There will be no homeworks or exams. Students taking the course for credit will be expected to work on a small independent class project involving reading of the literature, analysis of a real dataset, or a computational project (e.g. simulation to examine the properties of some environmental statistics procedure) and to present the project either orally or in writing. The exact format of this will depend on the number of students taking the course, but provisionally, the last week of classes has been reserved for student presentations.
Tentative Schedule of Topics (subject to change!)
Class 1, Jan 13: Introduction: Bayesian statistics applied to problem
of combining models for climate change.
Class 2, Jan 15: Bayesian statistics and climate change (contd.)
Class 3, Jan 20: Bayesian statistics in environmental epidemiology: health effects of air pollution.

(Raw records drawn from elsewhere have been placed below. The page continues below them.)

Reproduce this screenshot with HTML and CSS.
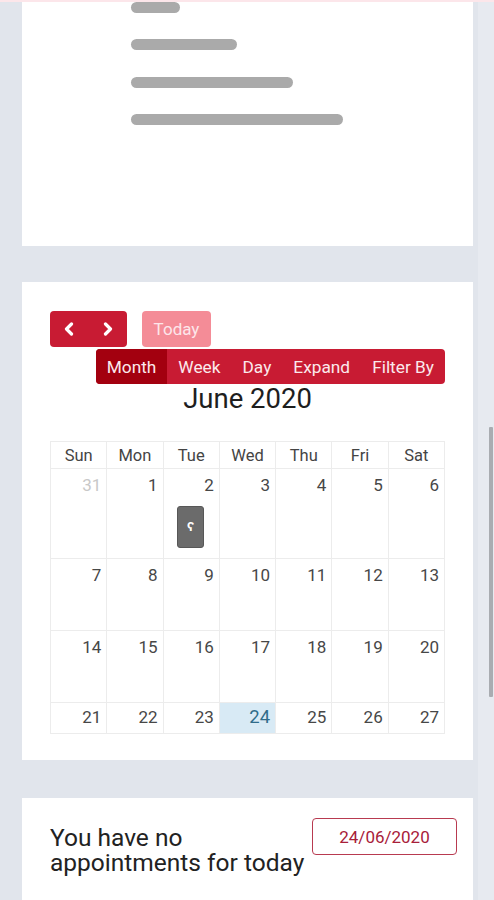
FILE: index.html
```html
<!DOCTYPE html>
<html lang="en">
<head>
<meta charset="utf-8">
<title>Calendar</title>
<link rel="stylesheet" href="styles.css">
</head>
<body>
<div class="topline"></div>
<div class="page">
  <section class="card card-top">
    <div class="skeleton">
      <span class="bar b1"></span>
      <span class="bar b2"></span>
      <span class="bar b3"></span>
      <span class="bar b4"></span>
    </div>
  </section>

  <section class="card card-cal">
    <div class="toolbar-row">
      <div class="btn-group nav-group">
        <button class="btn nav-btn" aria-label="prev">
          <svg width="10" height="14" viewBox="0 0 10 14"><polyline points="7.5,2 2.5,7 7.5,12" fill="none" stroke="#fff" stroke-width="3.2" stroke-linecap="round" stroke-linejoin="round"/></svg>
        </button>
        <button class="btn nav-btn" aria-label="next">
          <svg width="10" height="14" viewBox="0 0 10 14"><polyline points="2.5,2 7.5,7 2.5,12" fill="none" stroke="#fff" stroke-width="3.2" stroke-linecap="round" stroke-linejoin="round"/></svg>
        </button>
      </div>
      <button class="btn today-btn">Today</button>
    </div>
    <div class="view-row">
      <div class="btn-group view-group">
        <button class="btn view-btn active">Month</button>
        <button class="btn view-btn">Week</button>
        <button class="btn view-btn">Day</button>
        <button class="btn view-btn">Expand</button>
        <button class="btn view-btn">Filter By</button>
      </div>
    </div>
    <h2 class="cal-title">June 2020</h2>
    <table class="cal">
      <thead>
        <tr><th>Sun</th><th>Mon</th><th>Tue</th><th>Wed</th><th>Thu</th><th>Fri</th><th>Sat</th></tr>
      </thead>
      <tbody>
        <tr class="r1">
          <td><div class="num other">31</div></td>
          <td><div class="num">1</div></td>
          <td><div class="num">2</div><div class="event">ʕ</div></td>
          <td><div class="num">3</div></td>
          <td><div class="num">4</div></td>
          <td><div class="num">5</div></td>
          <td><div class="num">6</div></td>
        </tr>
        <tr class="r2">
          <td><div class="num">7</div></td>
          <td><div class="num">8</div></td>
          <td><div class="num">9</div></td>
          <td><div class="num">10</div></td>
          <td><div class="num">11</div></td>
          <td><div class="num">12</div></td>
          <td><div class="num">13</div></td>
        </tr>
        <tr class="r2">
          <td><div class="num">14</div></td>
          <td><div class="num">15</div></td>
          <td><div class="num">16</div></td>
          <td><div class="num">17</div></td>
          <td><div class="num">18</div></td>
          <td><div class="num">19</div></td>
          <td><div class="num">20</div></td>
        </tr>
        <tr class="r4">
          <td><div class="num">21</div></td>
          <td><div class="num">22</div></td>
          <td><div class="num">23</div></td>
          <td class="today"><div class="num">24</div></td>
          <td><div class="num">25</div></td>
          <td><div class="num">26</div></td>
          <td><div class="num">27</div></td>
        </tr>
      </tbody>
    </table>
  </section>

  <section class="card card-appt">
    <p class="appt-text">You have no appointments for today</p>
    <button class="date-btn">24/06/2020</button>
  </section>
</div>
<div class="scrollbar"><div class="thumb"></div></div>
</body>
</html>
```
FILE: styles.css
```css
* { box-sizing: border-box; }

html, body {
  margin: 0;
  padding: 0;
}

body {
  background: #e1e5ec;
  font-family: Roboto, "Liberation Sans", sans-serif;
  color: #222;
  height: 900px;
  overflow: hidden;
}

.topline {
  position: absolute;
  left: 0;
  top: 0;
  width: 100%;
  height: 2px;
  background: #fce6ea;
  z-index: 2;
}

.page {
  display: flex;
  flex-direction: column;
  padding-left: 22px;
}

.card {
  width: 451px;
  background: #fff;
}

.card-top {
  height: 246px;
  padding: 1.5px 0 0 109px;
}

.skeleton {
  display: flex;
  flex-direction: column;
  gap: 26.5px;
}

.bar {
  display: block;
  height: 11px;
  border-radius: 6px;
  background: #aaaaaa;
}
.b1 { width: 49px; }
.b2 { width: 106px; }
.b3 { width: 162px; }
.b4 { width: 212px; }

.card-cal {
  margin-top: 36px;
  padding: 29px 28px 26px 28px;
}

.toolbar-row {
  display: flex;
  gap: 15px;
  height: 36px;
}

.btn {
  border: 0;
  margin: 0;
  font-family: Roboto, "Liberation Sans", sans-serif;
  font-size: 17px;
  color: #fff;
  cursor: pointer;
  display: flex;
  align-items: center;
  justify-content: center;
}

.btn-group {
  display: flex;
  border-radius: 4px;
  overflow: hidden;
  background: #c81b33;
}

.nav-group {
  width: 77px;
  height: 36px;
}

.nav-btn {
  flex: 1;
  background: transparent;
  padding: 0;
}

.today-btn {
  width: 69px;
  height: 36px;
  border-radius: 4px;
  background: #f48c97;
  color: #fde6ea;
  padding: 0;
}

.view-row {
  display: flex;
  justify-content: flex-end;
  margin-top: 2px;
}

.view-group {
  height: 35px;
}

.view-btn {
  background: transparent;
  padding: 0 11px;
  height: 35px;
  font-size: 17.3px;
  color: #fbe9ec;
}

.view-btn.active {
  background: #a3000f;
}

.cal-title {
  margin: 0;
  text-align: center;
  font-size: 27.5px;
  font-weight: 400;
  line-height: 30px;
  color: #1e1e1e;
}

.cal {
  margin-top: 27px;
  width: 395px;
  border-collapse: collapse;
  table-layout: fixed;
}

.cal th,
.cal td {
  border: 1px solid #ececec;
  padding: 0;
}

.cal th {
  height: 27px;
  font-size: 16.5px;
  font-weight: 400;
  color: #444;
  text-align: center;
  vertical-align: middle;
}

.cal td {
  vertical-align: top;
}

.r1 td { height: 90px; }
.r2 td { height: 72px; }
.r4 td { height: 31px; }

.num {
  text-align: right;
  font-size: 17px;
  line-height: 20px;
  padding: 6px 5px 0 0;
  color: #474747;
}

.num.other { color: #c8c8c8; }

.r4 .num { padding-top: 4px; }

.today { background: #d8eaf5; }
.today .num {
  color: #2f6c8a;
  font-size: 18.5px;
}

.event {
  width: 27px;
  height: 42px;
  margin: 11px auto 0 auto;
  position: relative;
  left: -0.5px;
  background: #6b6b6b;
  border: 1px solid #575757;
  border-radius: 3px;
  color: #fff;
  font-size: 13px;
  line-height: 40px;
  text-align: center;
  font-weight: 700;
}

.card-appt {
  margin-top: 38px;
  height: 120px;
  padding: 20px 16px 0 28px;
  display: flex;
  justify-content: space-between;
  align-items: flex-start;
}

.appt-text {
  margin: 7px 0 0 0;
  width: 262px;
  font-size: 24.5px;
  line-height: 25px;
  color: #222;
}

.date-btn {
  width: 145px;
  height: 37px;
  border: 1.5px solid #b83a50;
  border-radius: 4px;
  background: #fff;
  color: #a82039;
  font-family: Roboto, "Liberation Sans", sans-serif;
  font-size: 17px;
  padding: 0;
}

.scrollbar {
  position: fixed;
  right: 0;
  top: 0;
  width: 16px;
  height: 900px;
  background: #e7eaf0;
}

.thumb {
  position: absolute;
  right: 1px;
  top: 427px;
  width: 4px;
  height: 270px;
  background: #a9acb1;
  border-radius: 1px;
}
```
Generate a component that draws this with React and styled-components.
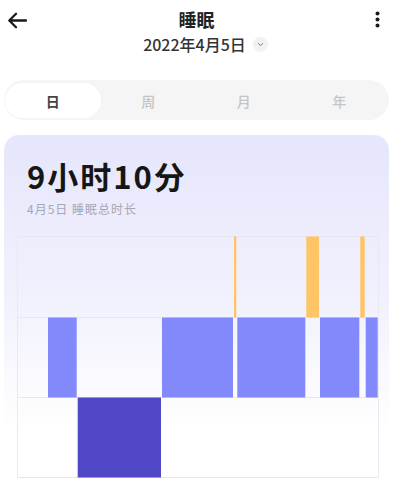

Measurement error problems, combining data across cities, the NMMAPS project.
Class 4, Jan 27: Bayesian statistics in environmental epidemiology (contd.)
Class 5, Jan 29: Bayesian statistics in environmental epidemiology (contd.)
Class 6, Feb 3: Spatial statistics
Class 7, Feb 5: Spatial statistics (contd.)
Class 8, Feb 10: Spatial statistics (contd.)
Class 9, Feb 12: Spatial statistics (contd.)
Class 10, Feb 17: Nonstationary spatial models
Class 11, Feb 19: Nonstationary spatial models (contd.)
Class 12, Feb 24: Detection and attribution in climatology
Class 13, Feb 26: Detection and attribution in climatology (contd.)
Class 14, Mar 3: Lattice models
Class 15, Mar 5: Spatial-temporal models
Class 16, Mar 17: Spatial-temporal models (contd.)
Class 17, Mar 24: Network design
Class 18, Mar 26: Network design (contd.)
Class 19, Mar 31: Trend estimation in climatic time series
Class 20, Apr 2: Trend estimation in climatic time series (contd.)
Class 21, Apr 7: Extreme values
Class 22, Apr 9: Extreme values (contd.)
Class 23, Apr 14: Extreme values (contd.)
Class 24, Apr 16: Extreme values (contd.)
Class 25, Apr 21: Student presentations
Class 26, Apr 23: Student presentations (contd.)